La question soumise au référendum qui s’est déroulé au Kazakhstan le 6 octobre 2024 portait sur la construction d’une centrale nucléaire. Pour comprendre les raisons qui ont poussé le gouvernement du président Tokaïev à organiser cette consultation, il faut prendre en compte plusieurs facteurs qui remontent plus ou moins loin dans le temps.
D’abord, du côté positif, il y a l’existence de considérables gisements d’uranium qui font du Kazakhstan l’un des producteurs majeurs de cette ressource, à partir du début timide de leur exploitation par l’Union soviétique au cours des années 1940[1], essentiellement à des fins militaires. Cette place éminente du pays dans le marché mondial de l’uranium, contribue à justifier la construction d’au moins une centrale nucléaire, permettant de résoudre tant des problèmes persistants d’approvisionnement électrique que d’assurer enfin une indépendance énergétique sur le moyen terme, à l’aide d’une énergie considérée comme « vertueuse » en rapport avec la problématique climatique réchauffiste qui domine le panorama international.
Bureau de vote dans une localité proche d’Astana, (photo : D. Dory).
L’héritage du polygone de Semipalatinsk
Ensuite, on ne saurait négliger un aspect hautement négatif qui a pesé dans les débats autour du référendum et le choix de certains votants. Il s’agit de l’héritage prégnant à la fois dans ses conséquences sanitaires durables et dans une mémoire traumatique du polygone de Semipalatinsk (au centre est du pays) où entre 1949 et 1991 (date de sa fermeture sur décision du président Nazarbaïev) l’Union soviétique a procédé à des essais nucléaires militaires aériens et souterrains. Il est donc justifié que, compte tenu de ces représentations négatives associées au nucléaire et qui expliquent sans doute une bonne part des réponses « Non », le gouvernement kazakh ait décidé de légitimer par la voie d’une consultation populaire un choix stratégique en la matière.

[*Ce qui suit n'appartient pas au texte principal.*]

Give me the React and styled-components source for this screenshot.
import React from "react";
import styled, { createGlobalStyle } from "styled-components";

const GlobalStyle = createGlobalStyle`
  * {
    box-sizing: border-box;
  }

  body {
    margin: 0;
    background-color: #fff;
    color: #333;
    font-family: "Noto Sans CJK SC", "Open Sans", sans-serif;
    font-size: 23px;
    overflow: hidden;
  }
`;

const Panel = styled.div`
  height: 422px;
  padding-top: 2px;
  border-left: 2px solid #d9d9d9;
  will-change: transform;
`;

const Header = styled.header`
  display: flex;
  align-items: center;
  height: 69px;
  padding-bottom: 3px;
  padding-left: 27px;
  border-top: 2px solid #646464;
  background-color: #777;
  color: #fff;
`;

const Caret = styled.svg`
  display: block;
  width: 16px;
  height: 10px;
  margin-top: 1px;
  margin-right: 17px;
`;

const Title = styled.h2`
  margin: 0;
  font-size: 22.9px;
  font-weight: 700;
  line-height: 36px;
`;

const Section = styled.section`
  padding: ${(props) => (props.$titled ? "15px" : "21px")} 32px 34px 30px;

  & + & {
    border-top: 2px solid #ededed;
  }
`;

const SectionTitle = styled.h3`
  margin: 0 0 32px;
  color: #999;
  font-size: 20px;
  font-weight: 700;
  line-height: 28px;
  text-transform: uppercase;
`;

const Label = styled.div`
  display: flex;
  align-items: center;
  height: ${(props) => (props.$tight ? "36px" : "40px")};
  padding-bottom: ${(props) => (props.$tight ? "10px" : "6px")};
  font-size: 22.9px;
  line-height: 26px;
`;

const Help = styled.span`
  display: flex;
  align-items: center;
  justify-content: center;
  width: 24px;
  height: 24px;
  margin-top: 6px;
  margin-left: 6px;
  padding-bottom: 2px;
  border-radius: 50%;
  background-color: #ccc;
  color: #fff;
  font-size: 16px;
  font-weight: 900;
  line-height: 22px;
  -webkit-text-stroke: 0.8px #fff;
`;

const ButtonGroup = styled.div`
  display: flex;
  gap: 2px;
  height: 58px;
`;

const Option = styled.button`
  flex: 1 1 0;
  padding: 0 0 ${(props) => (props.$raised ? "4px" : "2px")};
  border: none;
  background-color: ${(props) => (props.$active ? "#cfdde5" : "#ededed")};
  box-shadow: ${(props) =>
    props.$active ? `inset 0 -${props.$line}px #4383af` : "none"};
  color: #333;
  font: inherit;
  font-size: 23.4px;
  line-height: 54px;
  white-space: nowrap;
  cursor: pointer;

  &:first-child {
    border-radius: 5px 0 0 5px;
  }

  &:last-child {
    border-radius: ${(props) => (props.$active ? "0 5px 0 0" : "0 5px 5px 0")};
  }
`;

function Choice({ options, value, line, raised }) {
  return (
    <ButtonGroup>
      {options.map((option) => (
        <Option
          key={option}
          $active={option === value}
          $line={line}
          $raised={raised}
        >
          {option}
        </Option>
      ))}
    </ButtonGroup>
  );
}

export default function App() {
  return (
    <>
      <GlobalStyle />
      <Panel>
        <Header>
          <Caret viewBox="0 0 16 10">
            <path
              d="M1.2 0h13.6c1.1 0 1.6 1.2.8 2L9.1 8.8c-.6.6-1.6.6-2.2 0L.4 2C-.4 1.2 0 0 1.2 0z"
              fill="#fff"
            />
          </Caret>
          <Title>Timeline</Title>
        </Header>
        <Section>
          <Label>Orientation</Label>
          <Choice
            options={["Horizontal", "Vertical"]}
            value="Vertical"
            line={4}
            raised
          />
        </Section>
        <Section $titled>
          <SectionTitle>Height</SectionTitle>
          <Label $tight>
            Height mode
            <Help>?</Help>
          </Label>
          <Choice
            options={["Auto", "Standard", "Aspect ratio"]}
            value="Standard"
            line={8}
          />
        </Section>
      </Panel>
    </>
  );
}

Un dernier élément contextuel à prendre en considération pour comprendre les débats et les enjeux du référendum concerne l’entreprise (ou le consortium) qui sera chargé de construire la future centrale nucléaire près du lac Balkhach au sud-est du pays. Au stade actuel des intentions, des sociétés russes et chinoises semblent favorites, mais d’autres entreprises (dont une française et une autre sud-coréenne) demeurent en lice. Cet aspect renvoie donc à des considérations de dépendance technologique de la plus haute importance, ainsi qu’à des enjeux de géopolitique de l’énergie dont les autorités kazakhes sont parfaitement conscientes.
Question d’enjeux économiques et stratégiques
Ces antécédents rendent compte de l’importance de ce référendum, et contribuent à expliquer ses résultats. En effet, le 7 octobre vers midi des résultats pratiquement définitifs furent annoncés. Le « Oui » l’emportait largement avec plus de 70% des votes, contre environ 26% de « Non ». Ce résultat au terme d’un processus électoral qui s’est déroulé, dans l’ensemble, dans des conditions d’organisation et de transparence satisfaisantes est incontestablement une victoire pour le gouvernement.

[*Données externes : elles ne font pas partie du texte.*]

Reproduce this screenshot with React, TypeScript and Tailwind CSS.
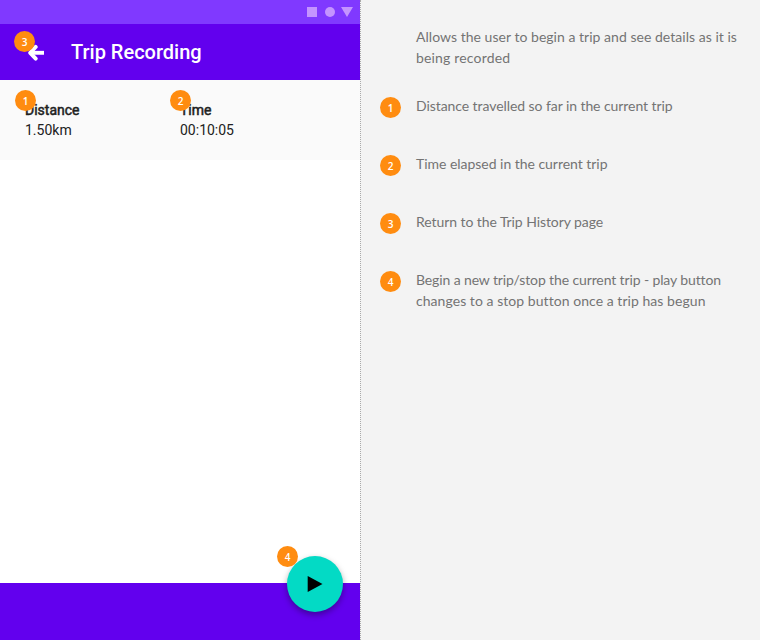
import type { ReactNode } from "react";

function Badge({ n, className = "" }: { n: number; className?: string }) {
  return (
    <span
      className={`flex size-[21px] shrink-0 items-center justify-center rounded-full bg-[#ff8c10] font-['Open_Sans',sans-serif] text-[10px] leading-none font-semibold text-white ${className}`}
    >
      {n}
    </span>
  );
}

function Note({ n, children }: { n: number; children: ReactNode }) {
  return (
    <li className="flex gap-[15px]">
      <Badge n={n} className="mt-[2px] -mb-[2px]" />
      <p>{children}</p>
    </li>
  );
}

function Stat({ n, label, value }: { n: number; label: string; value: string }) {
  return (
    <div className="relative w-[155px] text-sm leading-5 text-[#212121]">
      <div className="[-webkit-text-stroke:0.5px_#212121]">{label}</div>
      <div>{value}</div>
      <Badge n={n} className="absolute -top-[10px] -left-[10px]" />
    </div>
  );
}

export default function App() {
  return (
    <div className="flex h-[640px] w-[760px] overflow-hidden bg-[#f3f3f3]">
      <main className="flex w-[360px] shrink-0 flex-col bg-white font-['Roboto',sans-serif]">
        <div className="flex h-6 items-center justify-end bg-[#8039ff] pr-[7px]">
          <svg width="46" height="10" viewBox="0 0 46 10" fill="#c494ff">
            <rect width="10" height="10" />
            <circle cx="23" cy="5" r="5" />
            <path d="M34 0h12l-6 10z" />
          </svg>
        </div>
        <header className="flex h-14 items-center bg-[#6200ee] text-white">
          <div className="relative ml-[27px] w-11">
            <svg
              width="18"
              height="18"
              viewBox="0 0 18 18"
              fill="none"
              stroke="#fff"
              strokeWidth="3.9"
              strokeLinecap="round"
              strokeLinejoin="round"
            >
              <path d="M8.7 3.9 3.2 9.8l5.5 5.8" />
              <path d="M4 9.8h13" strokeLinecap="butt" />
            </svg>
            <Badge n={3} className="absolute -top-[12px] -left-[13px]" />
          </div>
          <h1 className="text-xl font-medium">Trip Recording</h1>
        </header>
        <section className="flex h-20 bg-[#fafafa] pt-5 pl-[25px]">
          <Stat n={1} label="Distance" value="1.50km" />
          <Stat n={2} label="Time" value="00:10:05" />
        </section>
        <footer className="relative mt-auto h-[57px] bg-[#6200ee]">
          <button className="absolute -top-[27px] right-[17px] flex size-14 items-center justify-center rounded-full bg-[#03dac5] shadow-[0_3px_6px_rgba(0,0,0,0.35)]">
            <svg width="16" height="16" viewBox="0 0 16 16">
              <path d="M0.7 0v16L15.5 8z" />
            </svg>
          </button>
          <Badge n={4} className="absolute -top-[37px] left-[277px]" />
        </footer>
      </main>
      <aside className="flex-1 border-l border-dotted border-[#aaa] pt-[26px] pl-[19px] font-['Lato',sans-serif] text-sm leading-[21px] whitespace-nowrap text-[#747474]">
        <p className="pl-9">
          <span className="tracking-[0.03px]">Allows the user to begin a trip and see details as it is</span>
          <br />
          <span className="tracking-[0.17px]">being recorded</span>
        </p>
        <ol className="mt-[27px] flex flex-col gap-[37px]">
          <Note n={1}>
            <span className="tracking-[-0.07px]">Distance travelled so far in the current trip</span>
          </Note>
          <Note n={2}>
            <span className="tracking-[-0.03px]">Time elapsed in the current trip</span>
          </Note>
          <Note n={3}>
            <span className="tracking-[-0.07px]">Return to the Trip History page</span>
          </Note>
          <Note n={4}>
            <span className="tracking-[-0.12px]">Begin a new trip/stop the current trip - play button</span>
            <br />
            <span className="tracking-[0.05px]">changes to a stop button once a trip has begun</span>
          </Note>
        </ol>
      </aside>
    </div>
  );
}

Mais, au-delà de la question nucléaire, il s’agira aussi pour les autorités kazakhes de procéder à une analyse approfondie des données que fournissent les résultats de ce référendum. En particulier les grandes disparités spatiales des taux de participation ne peuvent manquer d’attirer l’attention. Ainsi, alors que pour un taux national de participation de presque 64%, dans la grande majorité des régions administratives, le taux de participation est compris entre 60 et 70%. Ce chiffre tombe cependant à autour de 50% dans la capitale Astana, et n’atteint qu’un peu plus de 25% à Almaty, l’ancienne capitale du pays.
Tableau presque définitif concernant les taux de participation national et régionaux
Bien entendu, il est impossible d’interpréter ces disparités avec les données dont nous disposons. Elles permettent cependant d’engager une réflexion sur certains défis qui se profilent pour le Kazakhstan, et dont les autorités ont une claire conscience. Car la permanence de ce que l’on peut qualifier de « miracle Kazakh », à savoir la construction d’un pays solide et prospère, réunissant plus de 100 ethnies, enclavé et entouré de puissants voisins, dépend d’ajustements permanents, dont le référendum sur le nucléaire est le plus récent exemple. Et l’étude des succès internes et externes (notamment grâce à un excellent dispositif diplomatique) de ce pays mérite de faire l’objet d’un nombre croissant de recherches scientifiques, poursuivant de la sorte les avancées réalisées notamment dans Conflits au cours des dernières années.
[1] Voir : Antoine Mestrallet, « L’uranium, la réserve kazakhe », Conflits, NS N° 16, 2022, 45-47. L’ensemble de ce numéro constitue par ailleurs une excellente introduction à l’étude de Kazakhstan.